On Fri, Oct 3, 2008 at 4:28 PM, Jesse Brandeburg
<jesse.brandeburg@gmail.com> wrote:
> On Fri, Oct 3, 2008 at 2:45 PM, Jiri Kosina <jkosina@suse.cz> wrote:
>> Karsten has been testing kernel with these three patches from the series
>> applied:
>>
>>        e1000e: reset swflag after resetting hardware
>>        e1000e: fix lockdep issues
>>        e1000e: debug contention on NVM SWFLAG
>>
>> This was done on a hardware which previously triggered the bug in just a
>> few test iterations in quite a reliable way. Now, with these patches
>> applied, the EEPROM corruption didn't happen after several tens of
>> iterations.
>>
>> Please note, that the patch that disables the writes to EEPROM on hardware
>> level was *not* involved in this testing.
>>
>> Therefore it currently seems that these three patches really address the
>> race condition issue that was present in the e1000e driver.
>
> Our experience is different.  We are also testing with the "protection
> patch" reverted.
>
> We see that the problem specifically comes and goes when
> removing/adding the use of set_memory_ro/set_memory_rw to the driver.
>
> I'm working to catch the bad element in the act with a hardware
> breakpoint or an ITP (we're trying both)
>
>> It is still not clear why the bug started triggering all of a sudden for
>> so many people though.
>
> we plan to keep on working on this until we understand what is going on.

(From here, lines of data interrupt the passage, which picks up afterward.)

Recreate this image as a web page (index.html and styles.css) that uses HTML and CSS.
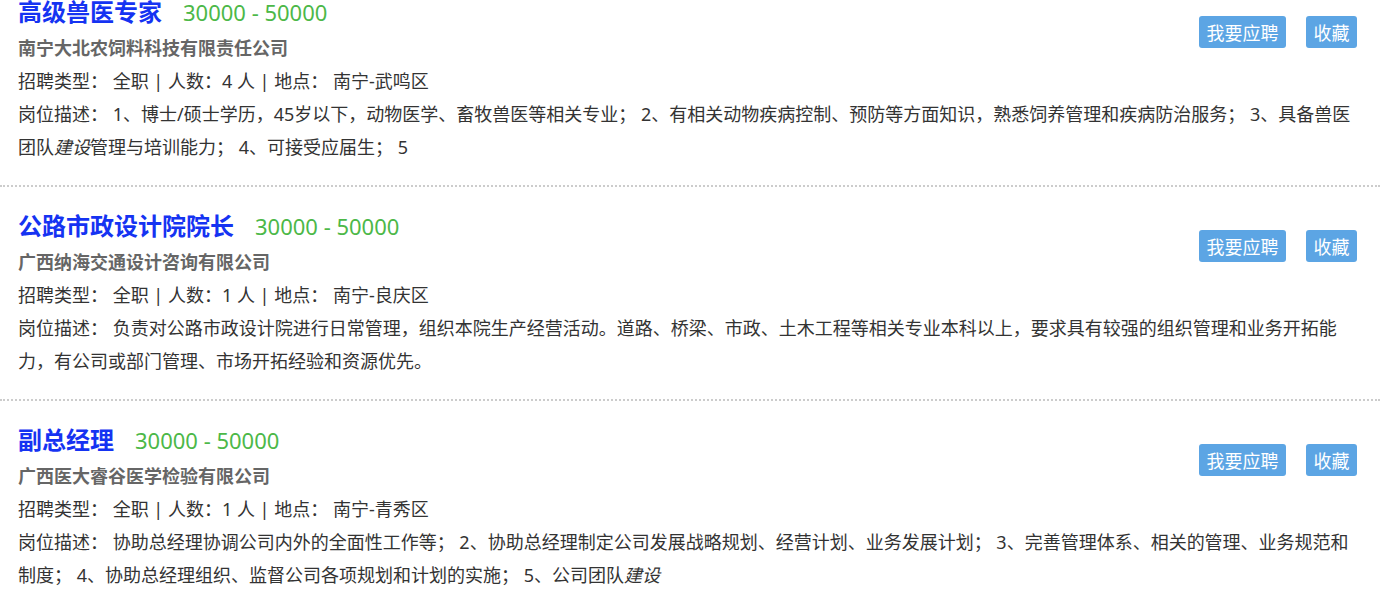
FILE: index.html
```html
<!DOCTYPE html>
<html lang="zh-CN">
<head>
    <meta charset="UTF-8">
    <meta name="viewport" content="width=device-width, initial-scale=1.0">
    <title>招聘信息</title>
    <link rel="stylesheet" href="styles.css">
</head>
<body>

    <div class="job-list">

        <div class="job-item">
            <div class="job-ops">
                <a class="btn" href="#">我要应聘</a>
                <a class="btn" href="#">收藏</a>
            </div>
            <div class="job-title">
                <a href="#">高级兽医专家</a>
                <span class="salary">30000 - 50000</span>
            </div>
            <div class="company">南宁大北农饲料科技有限责任公司</div>
            <div class="job-meta">招聘类型： 全职 | 人数：4 人 | 地点： 南宁-武鸣区</div>
            <div class="job-desc">岗位描述： 1、博士/硕士学历，45岁以下，动物医学、畜牧兽医等相关专业； 2、有相关动物疾病控制、预防等方面知识，熟悉饲养管理和疾病防治服务； 3、具备兽医团队<em>建设</em>管理与培训能力； 4、可接受应届生； 5</div>
        </div>

        <div class="job-item">
            <div class="job-ops">
                <a class="btn" href="#">我要应聘</a>
                <a class="btn" href="#">收藏</a>
            </div>
            <div class="job-title">
                <a href="#">公路市政设计院院长</a>
                <span class="salary">30000 - 50000</span>
            </div>
            <div class="company">广西纳海交通设计咨询有限公司</div>
            <div class="job-meta">招聘类型： 全职 | 人数：1 人 | 地点： 南宁-良庆区</div>
            <div class="job-desc">岗位描述： 负责对公路市政设计院进行日常管理，组织本院生产经营活动。道路、桥梁、市政、土木工程等相关专业本科以上，要求具有较强的组织管理和业务开拓能力，有公司或部门管理、市场开拓经验和资源优先。</div>
        </div>

        <div class="job-item">
            <div class="job-ops">
                <a class="btn" href="#">我要应聘</a>
                <a class="btn" href="#">收藏</a>
            </div>
            <div class="job-title">
                <a href="#">副总经理</a>
                <span class="salary">30000 - 50000</span>
            </div>
            <div class="company">广西医大睿谷医学检验有限公司</div>
            <div class="job-meta">招聘类型： 全职 | 人数：1 人 | 地点： 南宁-青秀区</div>
            <div class="job-desc">岗位描述： 协助总经理协调公司内外的全面性工作等； 2、协助总经理制定公司发展战略规划、经营计划、业务发展计划； 3、完善管理体系、相关的管理、业务规范和制度； 4、协助总经理组织、监督公司各项规划和计划的实施； 5、公司团队<em>建设</em></div>
        </div>

    </div>

</body>
</html>
```

FILE: styles.css
```css
body {
    margin: 0;
    font-family: "Noto Sans", "Noto Sans CJK SC", sans-serif;
    font-size: 18px;
    color: #333;
    background: #fff;
    overflow: hidden;
}
a {
    text-decoration: none;
}
.job-list {
    width: 1380px;
    margin-top: -27px; /* 页面已向下滚动 */
}
.job-item {
    padding: 23px 20px 21px 18px;
    border-bottom: 2px dotted #ccc;
}
.job-ops {
    float: right;
    display: flex;
    gap: 20px;
    margin-top: 20px;
    margin-right: 3px;
}
.btn {
    display: block;
    height: 32px;
    line-height: 32px;
    padding: 0 7.5px;
    background: #5ca5e4;
    color: #fff;
    border-radius: 3px;
    font-family: "Noto Sans CJK SC", sans-serif;
}
.job-title {
    display: flex;
    align-items: baseline;
    height: 36px;
    line-height: 30px;
}
.job-title a {
    font-size: 24px;
    font-weight: bold;
    color: #1533f2;
    font-family: "Noto Sans CJK SC", sans-serif;
}
.salary {
    margin-left: 21px;
    font-size: 22px;
    color: #4cb848;
}
.company {
    height: 33px;
    line-height: 33px;
    font-weight: bold;
    color: #666;
}
.job-meta, .job-desc {
    line-height: 33px;
}
.job-meta {
    height: 33px;
}
```
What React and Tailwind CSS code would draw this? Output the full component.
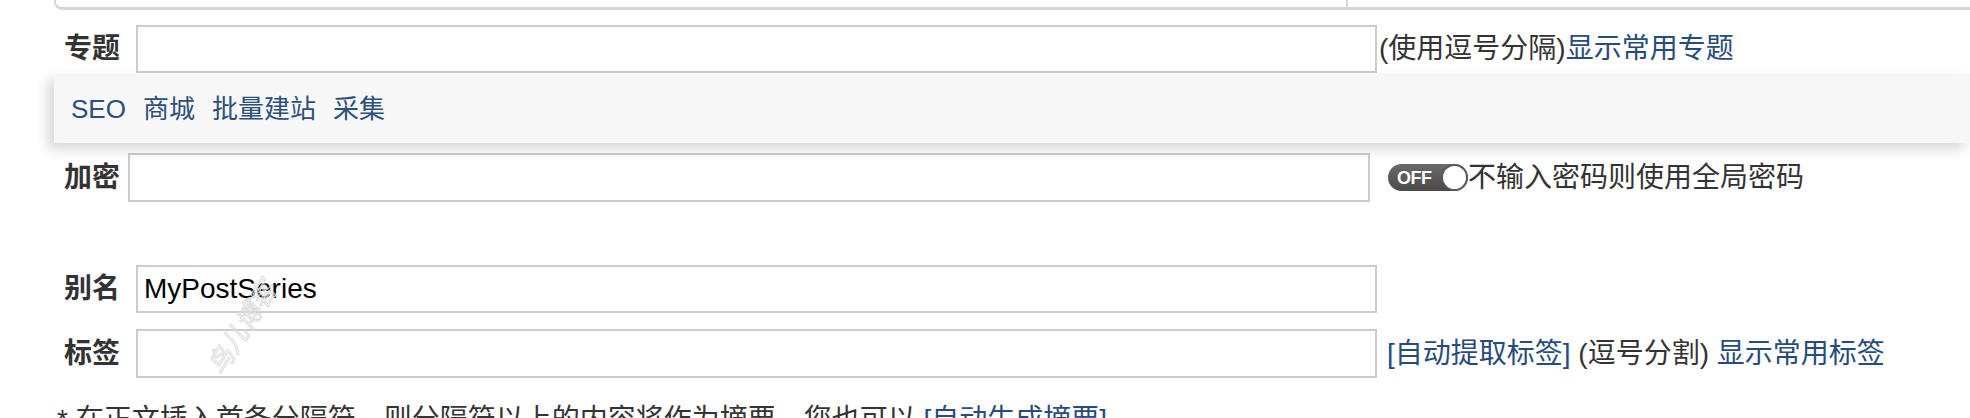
import React from "react";

function Toggle() {
  return (
    <div className="relative flex h-[27px] w-[80px] items-center rounded-full bg-gradient-to-b from-[#6a6a6a] to-[#4a4a4a]">
      <span className="pl-[9px] text-[18px] font-bold leading-none tracking-[-0.5px] text-white">OFF</span>
      <div className="absolute right-0 top-0 h-[27px] w-[27px] rounded-full border-2 border-[#5a5a5a] bg-white" />
    </div>
  );
}

export default function App() {
  return (
    <div className="relative h-[418px] w-[1970px] overflow-hidden bg-white font-['Liberation_Sans','Noto_Sans_CJK_SC',sans-serif] text-[#333]">
      {/* top box (cut off) */}
      <div className="ml-[54px] flex h-[10px] rounded-bl-[8px] border-b-[3px] border-l-2 border-[#d6d6d6]">
        <div className="w-[1292px] border-r-2 border-[#d6d6d6]" />
        <div className="flex-1" />
      </div>

      {/* 专题 */}
      <div className="mt-[15px] flex h-[48px] items-center pl-[64px]">
        <div className="w-[72px] text-[28px] font-bold leading-none">专题</div>
        <div className="h-[48px] w-[1241px] border-2 border-[#cccccc] bg-white" />
        <div className="ml-[2px] whitespace-nowrap text-[28px] leading-none">
          (使用逗号分隔)<span className="text-[#274b7c]">显示常用专题</span>
        </div>
      </div>

      {/* dropdown */}
      <div className="relative z-10 ml-[54px] mt-[1px] flex h-[69px] items-center gap-[17px] bg-[#f7f7f7] pl-[17px] text-[26px] leading-none text-[#2c4f7c] shadow-[-6px_6px_12px_rgba(0,0,0,0.16)]">
        <span>SEO</span>
        <span>商城</span>
        <span>批量建站</span>
        <span>采集</span>
      </div>

      {/* 加密 */}
      <div className="mt-[10px] flex h-[49px] items-center pl-[64px]">
        <div className="w-[64px] text-[28px] font-bold leading-none">加密</div>
        <div className="h-[49px] w-[1242px] border-2 border-[#cccccc] bg-white" />
        <div className="ml-[18px]">
          <Toggle />
        </div>
        <div className="whitespace-nowrap text-[28px] leading-none">不输入密码则使用全局密码</div>
      </div>

      {/* 别名 */}
      <div className="mt-[63px] flex h-[48px] items-center pl-[64px]">
        <div className="w-[72px] text-[28px] font-bold leading-none">别名</div>
        <div className="flex h-[48px] w-[1241px] items-center border-2 border-[#cccccc] bg-white pl-[6px] text-[28px] text-black">
          MyPostSeries
        </div>
      </div>

      {/* 标签 */}
      <div className="mt-[16px] flex h-[49px] items-center pl-[64px]">
        <div className="w-[72px] text-[28px] font-bold leading-none">标签</div>
        <div className="h-[49px] w-[1241px] border-2 border-[#cccccc] bg-white" />
        <div className="ml-[10px] whitespace-nowrap text-[28px] leading-none">
          <span className="text-[#274b7c]">[自动提取标签]</span> (逗号分割) <span className="text-[#274b7c]">显示常用标签</span>
        </div>
      </div>

      {/* bottom note */}
      <div className="mt-[22px] whitespace-nowrap pl-[57px] text-[28px] leading-[40px]">
        * 在正文插入首条分隔符，则分隔符以上的内容将作为摘要，您也可以 <span className="text-[#274b7c]">[自动生成摘要]</span>
      </div>

      {/* watermark */}
      <div className="pointer-events-none absolute left-[190px] top-[315px] -rotate-[58deg] whitespace-nowrap text-[26px] italic leading-none text-transparent [-webkit-text-stroke:1px_#dddddd]">
        鸟儿博客
      </div>
    </div>
  );
}
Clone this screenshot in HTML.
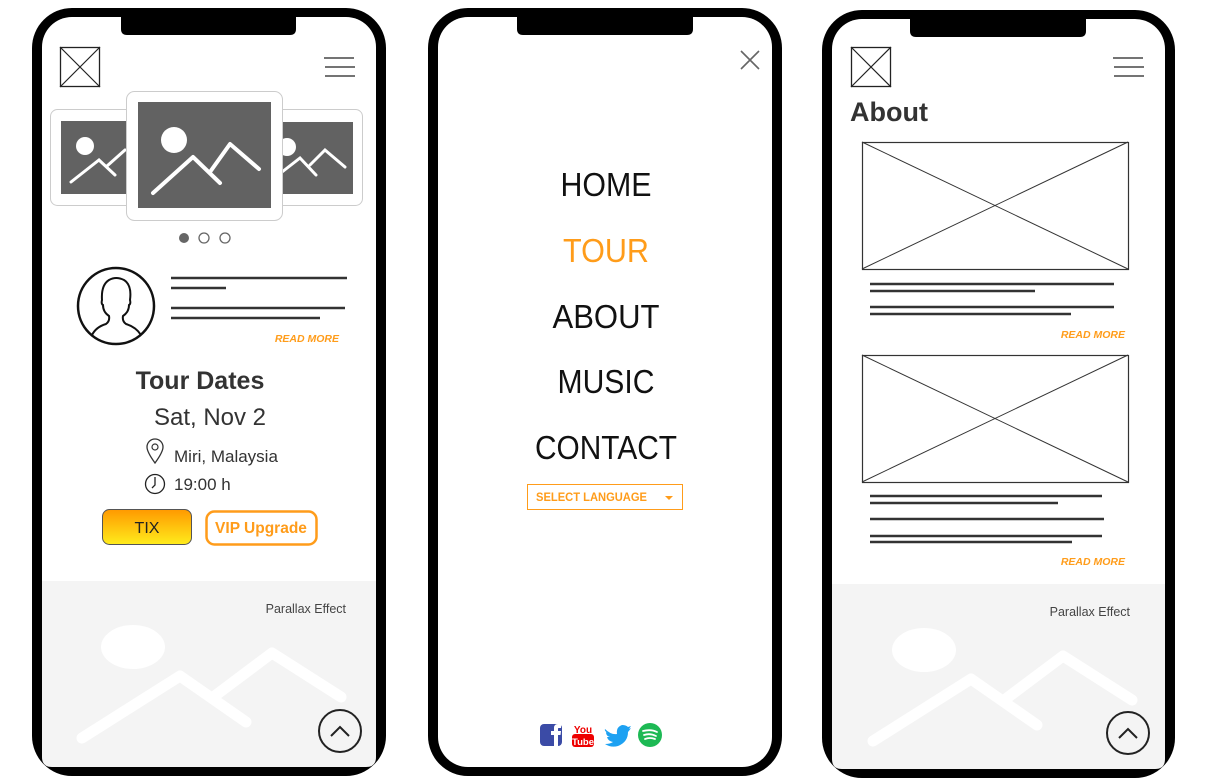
<!DOCTYPE html>
<html><head><meta charset="utf-8"><style>
html,body{margin:0;padding:0;background:#fff;width:1212px;height:783px;overflow:hidden}
svg{display:block}
text{font-family:"Liberation Sans",sans-serif}
</style></head><body>
<svg width="1212" height="783" viewBox="0 0 1212 783" xmlns="http://www.w3.org/2000/svg">
<defs>
<linearGradient id="g" x1="0" y1="0" x2="0" y2="1"><stop offset="0" stop-color="#ff9900"/><stop offset="1" stop-color="#ffec1c"/></linearGradient>
</defs>
<!-- Phone 1 -->
<rect x="32" y="8" width="354" height="768" rx="40" fill="#000"/>
<rect x="42" y="17" width="334" height="750" rx="30" fill="#fff"/>
<path d="M121 17H296V29Q296 35 290 35H127Q121 35 121 29Z" fill="#000"/>
<rect x="60.5" y="47.5" width="39" height="39" fill="none" stroke="#222" stroke-width="1.3"/>
<path d="M60 47L100 87M100 47L60 87" stroke="#222" stroke-width="1.2"/>
<path d="M324 58H354M325 67H355M325 76H355" stroke="#222" stroke-width="1.3"/>
<rect x="50.5" y="109.5" width="90" height="96" rx="7" fill="#fff" stroke="#ccc"/>
<rect x="61" y="121" width="75" height="73" fill="#626262"/>
<circle cx="85" cy="146" r="9" fill="#fff"/>
<path d="M71 182L99 160L115 175M107 166L125 150" stroke="#fff" stroke-width="3" stroke-linecap="round" fill="none"/>
<rect x="270.5" y="109.5" width="92" height="96" rx="7" fill="#fff" stroke="#ccc"/>
<rect x="275" y="122" width="78" height="72" fill="#626262"/>
<circle cx="287" cy="147" r="9" fill="#fff"/>
<path d="M282 172L300 158L316 175M310 165L325 150L345 167" stroke="#fff" stroke-width="3" stroke-linecap="round" fill="none"/>
<rect x="126.5" y="91.5" width="156" height="129" rx="8" fill="#fff" stroke="#ccc"/>
<rect x="138" y="102" width="133" height="106" fill="#626262"/>
<circle cx="174" cy="140" r="13" fill="#fff"/>
<path d="M153 193L193 157L220 183M210 172L230 144L259 169" stroke="#fff" stroke-width="4" stroke-linecap="round" stroke-linejoin="round" fill="none"/>
<circle cx="184" cy="238" r="5" fill="#666"/>
<circle cx="204" cy="238" r="5" fill="#fff" stroke="#666" stroke-width="1.3"/>
<circle cx="225" cy="238" r="5" fill="#fff" stroke="#666" stroke-width="1.3"/>
<circle cx="116" cy="306" r="38" fill="#fff" stroke="#111" stroke-width="2.5"/>
<path d="M92 335Q96 327 106 324Q110 321 109 316Q103 312 103 305Q101 304 102 300Q101 285 109 280Q116 276 124 280Q132 285 130 300Q131 304 129 305Q129 312 123 316Q122 321 126 324Q136 327 141 335" fill="none" stroke="#111" stroke-width="2"/>
<path d="M171 278H347M171 288H226M171 308H345M171 318H320" stroke="#333" stroke-width="2.5"/>
<text x="339" y="342" text-anchor="end" font-size="10.5" font-weight="bold" font-style="italic" fill="#ff9c1a">READ MORE</text>
<text x="200" y="389" text-anchor="middle" font-size="25" font-weight="bold" fill="#333">Tour Dates</text>
<text x="210" y="425" text-anchor="middle" font-size="24" fill="#333">Sat, Nov 2</text>
<path d="M155 463Q147 452 147 447A8 8 0 0 1 163 447Q163 452 155 463Z" fill="none" stroke="#333" stroke-width="1.3"/>
<circle cx="155" cy="447" r="3" fill="none" stroke="#333" stroke-width="1.2"/>
<text x="174" y="462" font-size="17" fill="#333">Miri, Malaysia</text>
<circle cx="155" cy="484" r="9.5" fill="none" stroke="#222" stroke-width="1.3"/>
<path d="M155 477V485L152 488" fill="none" stroke="#222" stroke-width="1.3"/>
<text x="174" y="490" font-size="17" fill="#333">19:00 h</text>
<rect x="102.5" y="509.5" width="89" height="35" rx="7" fill="url(#g)" stroke="#555"/>
<text x="147" y="533" text-anchor="middle" font-size="16" fill="#222">TIX</text>
<rect x="206.5" y="511.5" width="110" height="33" rx="8" fill="#fff" stroke="#ff9c1a" stroke-width="2.5"/>
<text x="261" y="533" text-anchor="middle" font-size="15.5" font-weight="bold" fill="#ff9c1a">VIP Upgrade</text>
<path d="M42 581H376V757Q376 767 366 767H52Q42 767 42 757Z" fill="#f4f4f4"/>
<text x="346" y="613" text-anchor="end" font-size="12.5" fill="#444">Parallax Effect</text>
<ellipse cx="133" cy="647" rx="32" ry="22" fill="#fff"/>
<path d="M82 738L180 676L246 722M212 698L272 653L341 697" stroke="#fff" stroke-width="11" stroke-linecap="round" stroke-linejoin="round" fill="none"/>
<circle cx="340" cy="731" r="21" fill="none" stroke="#222" stroke-width="2"/>
<path d="M331 736L340 727L349 736" fill="none" stroke="#222" stroke-width="2"/>

<!-- Phone 2 -->
<rect x="428" y="8" width="354" height="768" rx="40" fill="#000"/>
<rect x="438" y="17" width="334" height="750" rx="30" fill="#fff"/>
<path d="M517 17H693V29Q693 35 687 35H523Q517 35 517 29Z" fill="#000"/>
<path d="M741 51L759 69M759 51L741 69" stroke="#666" stroke-width="1.6"/>
<text x="606" y="196" text-anchor="middle" font-size="33" fill="#111" textLength="91" lengthAdjust="spacingAndGlyphs">HOME</text>
<text x="606" y="262" text-anchor="middle" font-size="33" fill="#ff9c1a" textLength="86" lengthAdjust="spacingAndGlyphs">TOUR</text>
<text x="606" y="328" text-anchor="middle" font-size="33" fill="#111" textLength="107" lengthAdjust="spacingAndGlyphs">ABOUT</text>
<text x="606" y="393" text-anchor="middle" font-size="33" fill="#111" textLength="97" lengthAdjust="spacingAndGlyphs">MUSIC</text>
<text x="606" y="459" text-anchor="middle" font-size="33" fill="#111" textLength="142" lengthAdjust="spacingAndGlyphs">CONTACT</text>
<rect x="527.5" y="484.5" width="155" height="25" fill="#fff" stroke="#ff9c1a"/>
<text x="536" y="501" font-size="11.5" font-weight="bold" fill="#ff9c1a" textLength="111" lengthAdjust="spacingAndGlyphs">SELECT LANGUAGE</text>
<path d="M665 496H673L669 500Z" fill="#ff9c1a"/>
<rect x="540" y="724" width="22" height="22" rx="4" fill="#3b4ba6"/>
<path d="M554 746V735H551V731H554V728Q554 724 558 724H561V728H558.5Q558 728 558 729V731H561L560.5 735H558V746Z" fill="#fff"/>
<text x="583" y="733" text-anchor="middle" font-size="10" font-weight="bold" fill="#e00">You</text>
<rect x="572" y="734" width="22" height="13" rx="3" fill="#e00"/>
<text x="583" y="745" text-anchor="middle" font-size="9.5" font-weight="bold" fill="#fff">Tube</text>
<path d="M605 729Q611 735 617 734Q616 727 622 725Q626 725 628 727L631 726L629 729L631 728Q629 731 628 732Q628 742 618 746Q611 748 605 744Q610 744 613 742Q608 741 607 737H610Q606 736 606 732L608 733Q604 731 605 729Z" fill="#1da1f2"/>
<circle cx="650" cy="735" r="12" fill="#1db954"/>
<path d="M643 731Q651 729 657 732M644 735Q650 733 656 736M645 739Q650 737 655 739" stroke="#fff" stroke-width="1.8" stroke-linecap="round" fill="none"/>

<!-- Phone 3 -->
<rect x="822" y="10" width="353" height="768" rx="40" fill="#000"/>
<rect x="832" y="19" width="333" height="750" rx="30" fill="#fff"/>
<path d="M910 19H1086V31Q1086 37 1080 37H916Q910 37 910 31Z" fill="#000"/>
<rect x="851.5" y="47.5" width="39" height="39" fill="none" stroke="#222" stroke-width="1.3"/>
<path d="M851 47L891 87M891 47L851 87" stroke="#222" stroke-width="1.2"/>
<path d="M1113 58H1143M1114 67H1144M1114 76H1144" stroke="#222" stroke-width="1.3"/>
<text x="850" y="121" font-size="27" font-weight="bold" fill="#333">About</text>
<rect x="862.5" y="142.5" width="266" height="127" fill="#fff" stroke="#333" stroke-width="1.2"/>
<path d="M862 142L1128 269M1128 142L862 269" stroke="#333" stroke-width="1"/>
<path d="M870 284H1114M870 291H1035M870 307H1114M870 314H1071" stroke="#333" stroke-width="2.5"/>
<text x="1125" y="338" text-anchor="end" font-size="10.5" font-weight="bold" font-style="italic" fill="#ff9c1a">READ MORE</text>
<rect x="862.5" y="355.5" width="266" height="127" fill="#fff" stroke="#333" stroke-width="1.2"/>
<path d="M862 355L1128 482M1128 355L862 482" stroke="#333" stroke-width="1"/>
<path d="M870 496H1102M870 503H1058M870 519H1104M870 536H1102M870 542H1072" stroke="#333" stroke-width="2.5"/>
<text x="1125" y="565" text-anchor="end" font-size="10.5" font-weight="bold" font-style="italic" fill="#ff9c1a">READ MORE</text>
<path d="M832 584H1165V759Q1165 769 1155 769H842Q832 769 832 759Z" fill="#f4f4f4"/>
<text x="1130" y="616" text-anchor="end" font-size="12.5" fill="#444">Parallax Effect</text>
<ellipse cx="924" cy="650" rx="32" ry="22" fill="#fff"/>
<path d="M873 741L971 679L1037 725M1003 701L1063 656L1132 700" stroke="#fff" stroke-width="11" stroke-linecap="round" stroke-linejoin="round" fill="none"/>
<circle cx="1128" cy="733" r="21" fill="none" stroke="#222" stroke-width="2"/>
<path d="M1119 738L1128 729L1137 738" fill="none" stroke="#222" stroke-width="2"/>
</svg>
</body></html>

I removed the bad addresses from the cc: list

^ permalink raw reply	[flat|nested] 8+ messages in thread

[parent not found: <alpine.LNX.1.10.0810041219130.26779@jikos.suse.cz>]

[parent not found: <alpine.LFD.2.00.0810041236250.4404@apollo>]

* Re: [RFC PATCH 02/12] On Tue, 23 Sep 2008, David Miller wrote:
       [not found]             ` <alpine.LFD.2.00.0810041236250.4404@apollo>
@ 2008-10-05  1:24               ` Jesse Brandeburg
  2008-10-05  8:51                 ` Thomas Gleixner
  0 siblings, 1 reply; 8+ messages in thread
From: Jesse Brandeburg @ 2008-10-05  1:24 UTC (permalink / raw)
  To: Thomas Gleixner
  Cc: Jiri Kosina, Jesse Barnes, David Miller, jesse.brandeburg,
	linux-kernel, netdev, kkeil, agospoda, arjan, david.graham,
	bruce.w.allan, john.ronciak, chris.jones, tim.gardner, airlied,
	Olaf Kirch, Linus Torvalds

On Sat, Oct 4, 2008 at 4:02 AM, Thomas Gleixner <tglx@linutronix.de> wrote:
> On Sat, 4 Oct 2008, Jiri Kosina wrote:
>> On Fri, 3 Oct 2008, Jesse Brandeburg wrote:
>> > Our experience is different.  We are also testing with the "protection
>> > patch" reverted.
>> > We see that the problem specifically comes and goes when
>> > removing/adding the use of set_memory_ro/set_memory_rw to the driver.
>>
>> But if this patch (which is an obvious workaround, compared to the other
>> patches which fix real bugs, right?) would be catching some malicious
>> accessess to the mapped EEPROM, there should be stacktraces present in the
>> kernel log, right?

yes, but I think it is just changing timing, i don't see any backtraces either.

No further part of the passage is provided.